Measure T - Fact Sheet
The City of Hayward is responsible for public services essential to community safety and quality of life. In addition, the City surveys residents as to their service priorities—safe neighborhoods, reliable and prompt 911 emergency and firefighter response times, and fixing potholes and repairing streets. Costs associated with delivery of these services are growing faster than revenues to pay for them. To close the gap, the City Council placed Measure T on the November 2018 general election ballot.
Measure T would:
Measure T would increase the city Real Property Transfer Tax (RPTT) that is collected once upon the purchase/sale of real estate in the City of Hayward. Currently, the city RPTT rate in Hayward is $4.50 per $1,000 of property value—lowest among Alameda County cities that have authority to set their own rates. If approved by voters, Measure T would increase the city RPTT to $8.50 per $1,000 of property value—making it second lowest among cities that can set their own rates. All revenue would go to the Hayward general fund that pays for essential and priority services.
Measure T ballot question:
“To support City of Hayward services, with revenue that cannot be taken by the State, including: repairing streets and sidewalks; 911 emergency and firefighter response times; neighborhood police patrols; disaster preparedness; extended library hours and after-school programs; and unrestricted general revenue purposes; shall Hayward increase the rate of its real property transfer tax, collected once upon purchase of real estate, from $4.50 to $8.50 per $1,000, providing $13,000,000 annually, until repealed by voters, all funds benefiting Hayward?”
- All revenue would go to the City general fund—the majority of which pays for police (45 percent), firefighting and 911 emergency response (24 percent), as well as pothole and other street and sidewalk repair, library services, graffiti-removal, litter-collection and other maintenance needs (8 percent).
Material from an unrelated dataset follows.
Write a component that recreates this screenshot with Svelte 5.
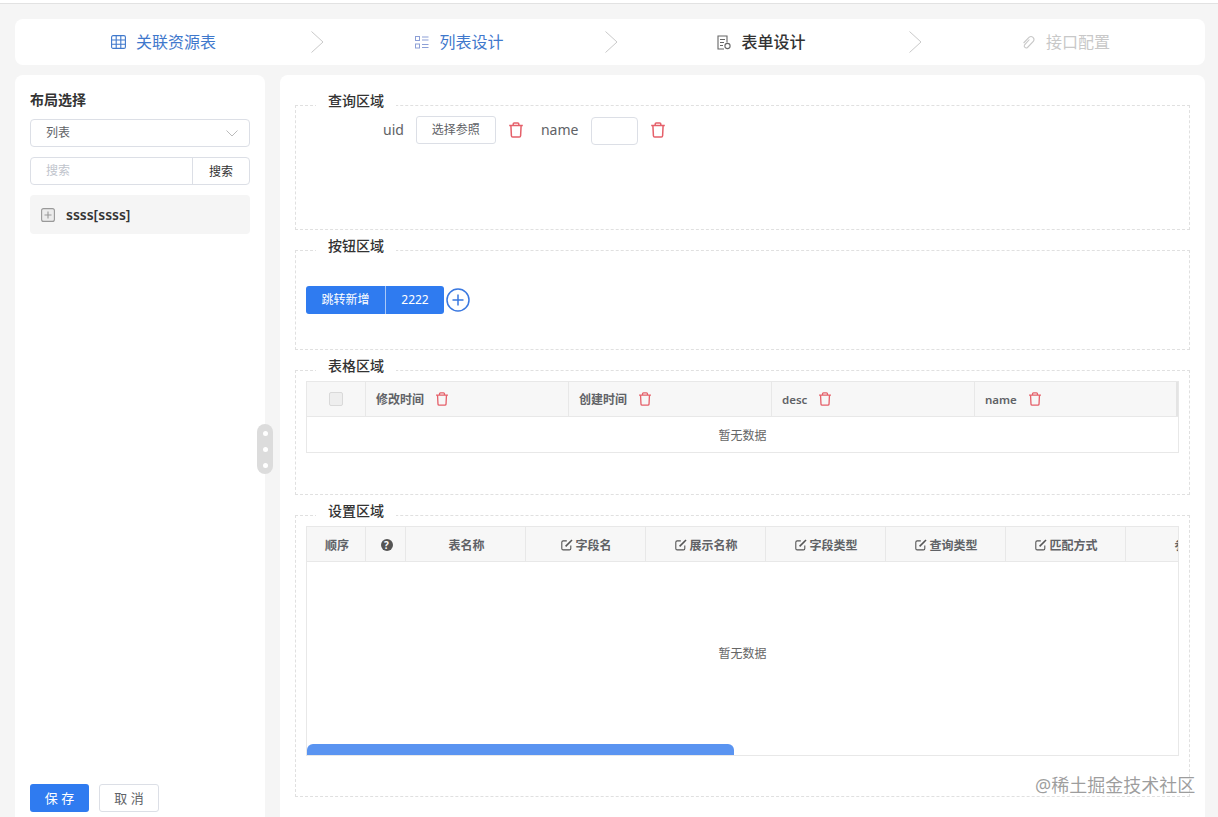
<script>
  const steps = [
    { label: '关联资源表', kind: 'grid', tone: 'done' },
    { label: '列表设计', kind: 'list', tone: 'done' },
    { label: '表单设计', kind: 'form', tone: 'active' },
    { label: '接口配置', kind: 'link', tone: 'todo' }
  ];
  const queryFields = [
    { label: '修改时间' },
    { label: '创建时间' },
    { label: 'desc', latin: true },
    { label: 'name', latin: true }
  ];
  const settingCols = [
    { label: '顺序', w: 59 },
    { label: '?', w: 40, help: true },
    { label: '表名称', w: 120 },
    { label: '字段名', w: 120, edit: true },
    { label: '展示名称', w: 120, edit: true },
    { label: '字段类型', w: 120, edit: true },
    { label: '查询类型', w: 120, edit: true },
    { label: '匹配方式', w: 120, edit: true },
    { label: '参数', w: 120 }
  ];
</script>

{#snippet trash(size)}
  <svg class="trash" width={size} height={size} viewBox="0 0 16 16" fill="none" stroke="currentColor" stroke-width="1.5">
    <path d="M1.2 3.6h13.6M5.2 3.6V2a1 1 0 0 1 1-1h3.6a1 1 0 0 1 1 1v1.6" stroke-linejoin="round" />
    <path d="M2.9 3.6l.5 10.2a1.3 1.3 0 0 0 1.3 1.2h6.6a1.3 1.3 0 0 0 1.3-1.2l.5-10.2" stroke-linejoin="round" />
  </svg>
{/snippet}

{#snippet edit()}
  <svg width="12" height="12" viewBox="0 0 12 12" fill="none" stroke="#555" stroke-width="1.1">
    <path d="M9.8 6.5v3a1.4 1.4 0 0 1-1.4 1.4H2.2A1.4 1.4 0 0 1 .8 9.5V3.3a1.4 1.4 0 0 1 1.4-1.4h3.6" />
    <path d="M4.6 7.4L11 1" stroke-width="1.6" />
  </svg>
{/snippet}

{#snippet stepIcon(kind)}
  {#if kind === 'grid'}
    <svg width="15" height="14" viewBox="0 0 15 14" fill="none" stroke="currentColor" stroke-width="1.1">
      <rect x="0.6" y="0.6" width="13.8" height="12.8" rx="1.5" />
      <path d="M5.2 .6v12.8M9.8 .6v12.8M.6 5h13.8M.6 9.2h13.8" />
    </svg>
  {:else if kind === 'list'}
    <svg width="14" height="13" viewBox="0 0 14 13" fill="none" stroke="#8c9fd6" stroke-width="1">
      <rect x="0.5" y="0.5" width="4" height="4" />
      <rect x="0.5" y="8" width="4" height="4" />
      <path d="M7 1h6.5M7 4h6.5M7 8.5h6.5M7 11.5h6.5" />
    </svg>
  {:else if kind === 'form'}
    <svg width="14" height="15" viewBox="0 0 14 15" fill="none" stroke="#666" stroke-width="1.1">
      <path d="M7 14H1V1h9v6.5" />
      <path d="M3 4.5h5M3 7.5h4M3 10.5h3" />
      <circle cx="10.5" cy="11" r="2.6" />
    </svg>
  {:else}
    <svg width="15" height="15" viewBox="0 0 15 15" fill="none" stroke="currentColor" stroke-width="1.1">
      <path d="M8 3.5L3.2 8.8a2 2 0 0 0 2.9 2.7l6-6.3a3 3 0 0 0-4.3-4L2.2 7" transform="translate(.4 1)" />
    </svg>
  {/if}
{/snippet}

<div class="page">
  <div class="topline"></div>

  <nav class="steps">
    {#each steps as s, i}
      <div class="step step{i} {s.tone}">
        <span class="step-icon">{@render stepIcon(s.kind)}</span>
        <span class="step-label">{s.label}</span>
      </div>
      {#if i < steps.length - 1}
        <svg class="sep" width="13" height="22" viewBox="0 0 13 22" fill="none" stroke="#c9c9c9" stroke-width="1"><path d="M.5 .5L12 11 .5 21.5" /></svg>
      {/if}
    {/each}
  </nav>

  <div class="content">
    <aside class="left">
      <h3>布局选择</h3>
      <div class="select">
        <span class="lift">列表</span>
        <svg width="12" height="7" viewBox="0 0 12 7" fill="none" stroke="#bbb" stroke-width="1"><path d="M.5 .5L6 6l5.5-5.5" /></svg>
      </div>
      <div class="search">
        <span class="ph lift">搜索</span>
        <span class="search-btn">搜索</span>
      </div>
      <div class="tree-item">
        <svg width="14" height="14" viewBox="0 0 14 14" fill="none" stroke="#999" stroke-width="1.1">
          <rect x="0.6" y="0.6" width="12.8" height="12.8" rx="2" fill="#ececec" />
          <path d="M3.5 7h7M7 3.5v7" />
        </svg>
        <span>ssss[ssss]</span>
      </div>
      <div class="actions">
        <button class="primary">保 存</button>
        <button class="plain">取 消</button>
      </div>
    </aside>

    <main class="right">
      <section class="area query">
        <div class="legend">查询区域</div>
        <span class="field-label uid">uid</span>
        <span class="ref-btn">选择参照</span>
        <span class="del">{@render trash(16)}</span>
        <span class="field-label name">name</span>
        <span class="tiny-input"></span>
        <span class="del">{@render trash(16)}</span>
      </section>

      <section class="area buttons">
        <div class="legend">按钮区域</div>
        <div class="btn-group">
          <span class="g1">跳转新增</span>
          <span class="g2">2222</span>
        </div>
        <svg class="add" width="24" height="24" viewBox="0 0 24 24" fill="none" stroke="#3a78e0" stroke-width="1.5">
          <circle cx="12" cy="12" r="11" />
          <path d="M6.5 12h11M12 6.5v11" />
        </svg>
      </section>

      <section class="area tablearea">
        <div class="legend">表格区域</div>
        <div class="table t1">
          <div class="head">
            <div class="cell check"><span class="checkbox"></span></div>
            {#each queryFields as f}
              <div class="cell">
                <span class:latin={f.latin}>{f.label}</span>
                <span class="del">{@render trash(14)}</span>
              </div>
            {/each}
          </div>
          <div class="empty short">暂无数据</div>
        </div>
      </section>

      <section class="area settings">
        <div class="legend">设置区域</div>
        <div class="table t2">
          <div class="head">
            {#each settingCols as c}
              <div class="cell center" style="flex-basis:{c.w}px">
                {#if c.help}
                  <span class="help">?</span>
                {:else}
                  {#if c.edit}{@render edit()}{/if}
                  <span>{c.label}</span>
                {/if}
              </div>
            {/each}
          </div>
          <div class="empty tall">暂无数据</div>
          <div class="scrollbar"></div>
        </div>
      </section>
    </main>
  </div>

  <div class="handle"><i></i><i></i><i></i></div>
  <div class="watermark">@稀土掘金技术社区</div>
</div>

<style>
  :global(body) {
    margin: 0;
    background: #f5f5f5;
  }
  .page {
    position: relative;
    width: 1218px;
    height: 817px;
    overflow: hidden;
    background: #f5f5f5;
    font-family: "Noto Sans", "Noto Sans CJK SC", sans-serif;
    color: #333;
  }
  .topline {
    height: 3px;
    background: #fff;
    border-bottom: 1px solid #e2e2e2;
  }

  .steps {
    display: grid;
    grid-template-columns: 296px 13px 281px 13px 291px 13px 1fr;
    align-items: center;
    height: 46px;
    margin: 15px 13px 0 15px;
    background: #fff;
    border-radius: 8px;
  }
  .step {
    display: flex;
    align-items: center;
    justify-content: center;
    gap: 10px;
    font-size: 16px;
  }
  .step-label { padding-bottom: 2px; }
  .step0 { padding-left: 1px; }
  .step1 { padding-right: 10px; }
  .step2 { padding-right: 4px; }
  .step3 { padding-left: 4px; }
  .step-icon { display: flex; }
  .done { color: #3f78cc; }
  .active { color: #333; font-weight: 500; }
  .todo { color: #c8c8c8; }

  .content {
    display: flex;
    gap: 15px;
    margin: 10px 13px 0 15px;
    height: 742px;
  }
  .left {
    display: flex;
    flex-direction: column;
    box-sizing: border-box;
    width: 250px;
    padding: 15px 15px 5px;
    background: #fff;
    border-radius: 8px 8px 0 0;
  }
  h3 {
    margin: 0 0 9px;
    font-size: 14px;
    line-height: 20px;
    font-weight: 600;
    color: #333;
  }
  .select, .search {
    display: flex;
    align-items: center;
    box-sizing: border-box;
    height: 28px;
    border: 1px solid #dcdfe6;
    border-radius: 4px;
    font-size: 12px;
  }
  .select {
    justify-content: space-between;
    padding: 0 11px 0 15px;
    color: #606266;
  }
  .lift { padding-bottom: 2px; }
  .search { margin-top: 10px; }
  .ph {
    flex: 1;
    padding-left: 15px;
    color: #c0c4cc;
  }
  .search-btn {
    display: flex;
    align-items: center;
    justify-content: center;
    width: 56px;
    height: 100%;
    border-left: 1px solid #dcdfe6;
    color: #333;
  }
  .tree-item {
    display: flex;
    align-items: center;
    gap: 11px;
    height: 39px;
    margin-top: 10px;
    padding-left: 11px;
    background: #f5f5f5;
    border-radius: 4px;
    font-size: 14px;
    font-weight: 600;
    color: #333;
  }
  .actions {
    display: flex;
    gap: 10px;
    margin-top: auto;
  }
  button {
    box-sizing: border-box;
    height: 28px;
    padding: 0 0 2px;
    border-radius: 3px;
    font-family: inherit;
    font-size: 13px;
  }
  .primary {
    width: 59px;
    border: 0;
    background: #2f7bf0;
    color: #fff;
  }
  .plain {
    width: 60px;
    border: 1px solid #dcdfe6;
    background: #fff;
    color: #606266;
  }

  .right {
    flex: 1;
    display: flex;
    flex-direction: column;
    gap: 20px;
    box-sizing: border-box;
    padding: 30px 15px 0;
    background: #fff;
    border-radius: 8px 8px 0 0;
  }
  .area {
    position: relative;
    box-sizing: border-box;
    border: 1px dashed #e0e0e0;
    padding: 10px;
  }
  .legend {
    position: absolute;
    top: -15px;
    left: 20px;
    padding: 0 12px;
    background: linear-gradient(#fff, #fff) no-repeat 0 100% / 100% 8px;
    font-size: 14px;
    line-height: 20px;
    font-weight: 500;
    color: #333;
  }
  .query {
    display: flex;
    align-items: flex-start;
    height: 125px;
    padding: 10px 0 0 87px;
  }
  .field-label {
    font-size: 14px;
    line-height: 28px;
    color: #606266;
  }
  .uid { margin-right: 12px; }
  .ref-btn {
    box-sizing: border-box;
    width: 80px;
    height: 28px;
    border: 1px solid #dcdfe6;
    border-radius: 3px;
    font-size: 12px;
    line-height: 26px;
    text-align: center;
    color: #606266;
  }
  .del {
    display: flex;
    color: #e5606a;
  }
  .query .del {
    margin: 6px 17px 0 12px;
  }
  .query .tiny-input + .del { margin-right: 0; }
  .name { margin-right: 13px; }
  .tiny-input {
    box-sizing: border-box;
    width: 47px;
    height: 28px;
    margin-top: 1px;
    border: 1px solid #dcdfe6;
    border-radius: 4px;
  }
  .buttons {
    display: flex;
    align-items: center;
    gap: 2px;
    height: 100px;
  }
  .btn-group {
    display: flex;
    height: 28px;
    border-radius: 3px;
    overflow: hidden;
    background: #2f7bf0;
    color: #fff;
    font-size: 12px;
    line-height: 28px;
    text-align: center;
  }
  .g1 {
    width: 79px;
    border-right: 1px solid #a9c8f7;
  }
  .g2 { width: 58px; }
  .add { display: block; }

  .tablearea { height: 125px; }
  .settings { height: 282px; }
  .table {
    position: relative;
    box-sizing: border-box;
    width: 873px;
    border: 1px solid #e8e8e8;
    overflow: hidden;
    font-size: 12px;
  }
  .head {
    display: flex;
    height: 34px;
    background: #f7f7f7;
    border-bottom: 1px solid #e8e8e8;
    color: #606266;
    font-weight: 600;
  }
  .cell {
    display: flex;
    flex: 0 0 203px;
    box-sizing: border-box;
    align-items: center;
    gap: 11px;
    padding-left: 10px;
    border-right: 1px solid #e8e8e8;
  }
  .latin { font-size: 11.5px; }
  .t1 .cell.check {
    flex-basis: 59px;
    justify-content: center;
    padding: 0;
  }
  .t1 .cell:nth-child(5) {
    flex-basis: 203px;
    border-right: 2px solid #e4e4e4;
  }
  .checkbox {
    box-sizing: border-box;
    width: 14px;
    height: 14px;
    border: 1px solid #d9d9d9;
    border-radius: 2px;
    background: #eee;
  }
  .cell.center {
    flex-grow: 0;
    flex-shrink: 0;
    justify-content: center;
    gap: 2px;
    padding: 1px 0 0 2px;
  }
  .help {
    display: block;
    width: 12px;
    height: 12px;
    border-radius: 50%;
    background: #555;
    color: #fff;
    font-size: 10px;
    line-height: 12px;
    text-align: center;
    font-weight: 700;
  }
  .empty {
    display: flex;
    align-items: center;
    justify-content: center;
    color: #666;
  }
  .short { height: 35px; }
  .tall {
    height: 182px;
    margin-bottom: 11px;
  }
  .scrollbar {
    position: absolute;
    left: 0;
    bottom: 0;
    width: 427px;
    height: 11px;
    border-radius: 6px 6px 0 0;
    background: #5a94f1;
  }

  .handle {
    position: absolute;
    left: 257px;
    top: 424px;
    display: flex;
    flex-direction: column;
    align-items: center;
    justify-content: space-around;
    box-sizing: border-box;
    width: 16px;
    height: 50px;
    padding: 1px 0;
    border-radius: 8px;
    background: #dcdcdc;
  }
  .handle i {
    width: 5px;
    height: 5px;
    border-radius: 50%;
    background: #fff;
  }
  .watermark {
    position: absolute;
    left: 1035px;
    top: 772px;
    font-size: 18px;
    line-height: 26px;
    color: rgba(120, 120, 120, 0.72);
    white-space: nowrap;
  }
</style>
- All revenue would be locally controlled in Hayward for Hayward, and could not be diverted for county, state or federal purposes.
- All expenditures would be subject to public hearings and third-party review as part of the City’s annual budgeting and auditing processes and practices.
Measure T would NOT:
Measure T would not raise property taxes and would not increase the cost of living for Hayward residents. The RPTT is collected once as part of transactional closing costs when ownership of residential or commercial property changes due to a purchase or sale—just like real estate commissions. For example, the city RPTT on the purchase/sale of a $700,000 home in Hayward is $3,150. Measure T would increase the RPTT on the same $700,000 home by $2,800 to a total of $5,950. By comparison, the standard 6 percent real estate commission on the sale of a $700,000 home is $42,000. Payment of the RPTT is the joint responsibility of the buyer and seller—and can be a point of negotiation between buyer and seller.